I helped Tayler work on her science homework tonight. It was a very eye-opening experience.

The assignment was to read about the rotation of the earth around the sun and to answer a few simple questions. I took it upon myself to try to encourage additional problem-solving skills and asked Tayler to answer a few questions of my own.

“Tayler, if the earth rotates around its axis once every day, and if the moon rotates around the earth once every month, how many times does the earth rotate around the sun every year?” She tried valiantly to make up a number of answers that she thought might fool me. I stuck with it, though, confident that should could figure out the answer based on the information provided to her in the question. I eventually had to explain this last bit to her, and finally after repeating the question several times I saw the light bulb go off in her head. “One!” she exclaimed proudly.
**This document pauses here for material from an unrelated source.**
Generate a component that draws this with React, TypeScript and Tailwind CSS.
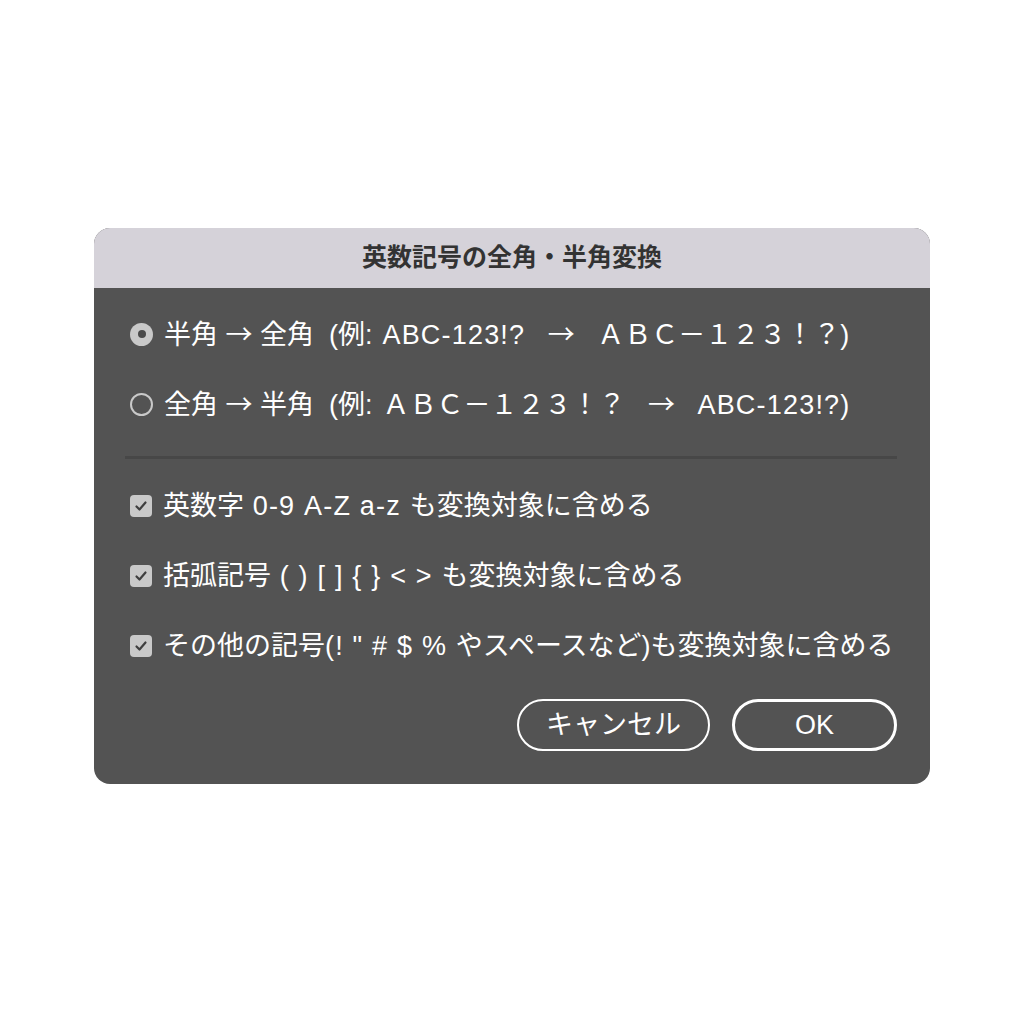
const FONT = "font-['Liberation_Sans','Noto_Sans_CJK_JP',sans-serif]";

function Radio({ checked }: { checked: boolean }) {
  return checked ? (
    <span className="flex h-[23px] w-[23px] shrink-0 items-center justify-center rounded-full bg-[#c9c9c9]">
      <span className="h-[8px] w-[8px] rounded-full bg-[#4a4a4a]" />
    </span>
  ) : (
    <span className="h-[23px] w-[23px] shrink-0 rounded-full border-2 border-[#c9c9c9]" />
  );
}

function Checkbox() {
  return (
    <span className="flex h-[22px] w-[22px] shrink-0 items-center justify-center rounded-[4px] bg-[#c9c9c9]">
      <svg width="14" height="14" viewBox="0 0 14 14" fill="none">
        <path d="M2.5 7.5 L5.5 10.5 L11.5 3.5" stroke="#3f3f3f" strokeWidth="2.2" strokeLinecap="round" strokeLinejoin="round" />
      </svg>
    </span>
  );
}

// CJK arrow, wider than the Arial one
function Arrow() {
  return <span className="font-['Noto_Sans_CJK_JP',sans-serif]">→</span>;
}

// latin runs are a bit wider in the original UI font
function L({ children }: { children: React.ReactNode }) {
  return <span className="tracking-[1.2px]">{children}</span>;
}

function Row({ icon, children }: { icon: React.ReactNode; children: React.ReactNode }) {
  return (
    <div className="flex h-[70px] items-center gap-[11px] pl-[5px] text-[27px] text-white">
      {icon}
      <span className="whitespace-pre">{children}</span>
    </div>
  );
}

export default function App() {
  return (
    <div className={`min-h-screen bg-white pt-[228px] ${FONT}`}>
      <div className="mx-auto w-[836px] overflow-hidden rounded-[16px] bg-[#535353]">
        <div className="flex h-[60px] items-center justify-center bg-[#d5d2d9] text-[25px] font-bold text-[#333]">
          英数記号の全角・半角変換
        </div>
        <div className="flex flex-col pb-[33px] pl-[31px] pr-[33px] pt-[11px]">
          <Row icon={<Radio checked />}>
            半角 <Arrow /> 全角  (例<L>: ABC-123!?</L>   <Arrow />   ＡＢＣ－１２３！？)
          </Row>
          <Row icon={<Radio checked={false} />}>
            全角 <Arrow /> 半角  (例<L>: </L>ＡＢＣ－１２３！？   <Arrow />   <L>ABC-123!?)</L>
          </Row>
          <div className="mt-[17px] h-[3px] bg-[#474747]" />
          <div className="mt-[12px] flex flex-col">
            <Row icon={<Checkbox />}>
              英数字<L> 0-9 A-Z a-z </L>も変換対象に含める
            </Row>
            <Row icon={<Checkbox />}>
              括弧記号<L> ( ) [ ] {"{"} {"}"} &lt; &gt; </L>も変換対象に含める
            </Row>
            <Row icon={<Checkbox />}>
              その他の記号<L>(! " # $ % </L>やスペースなど)も変換対象に含める
            </Row>
          </div>
          <div className="mt-[18px] flex justify-end gap-[22px]">
            <button className="h-[52px] w-[193px] rounded-full border-2 border-white text-[27px] text-white">
              キャンセル
            </button>
            <button className="h-[52px] w-[165px] rounded-full border-[3.5px] border-white text-[27px] text-white">
              OK
            </button>
          </div>
        </div>
      </div>
    </div>
  );
}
The next portion of her assignment was to describe the solstice and equinox. Both terms were mentioned in the book, but only the equinox was explained as a function of the earth’s angle toward the sun. I again challenged her to think beyond the assignment by asking her to explain to me the solstice in relation to the equinox. “Using only the information you know about the equinox, what can you tell me about the solstice?” This was too opaque a question for her to deduce, so I had to rephrase it several times. “If the equinox is caused by the earth having very little angle to the sun, what can you tell me about the cause of the solstice?” We were interrupted by a bout of infectious giggles, which helped a lot to keep Tayler from getting overly frustrated. Eventually, after a lot of repetition, Tayler was finally able to explain that the solstice was when the earth had the most angle to the sun.

I explained to Tayler that I was challenging her on purpose, to help her develop her critical thinking skills. It’s important to me that the kids learn how to approach problems with a thoughtful eye, and to evaluate the information available to them as they formulate their answers. It’s surprising how much of this I do on my own without thinking about it; and it’s extremely challenging to explain it to the kids in a way that makes sense to them.

I need to devise some more kid-friendly scientific processes to help encourage critical thinking in fun, low-stress environments.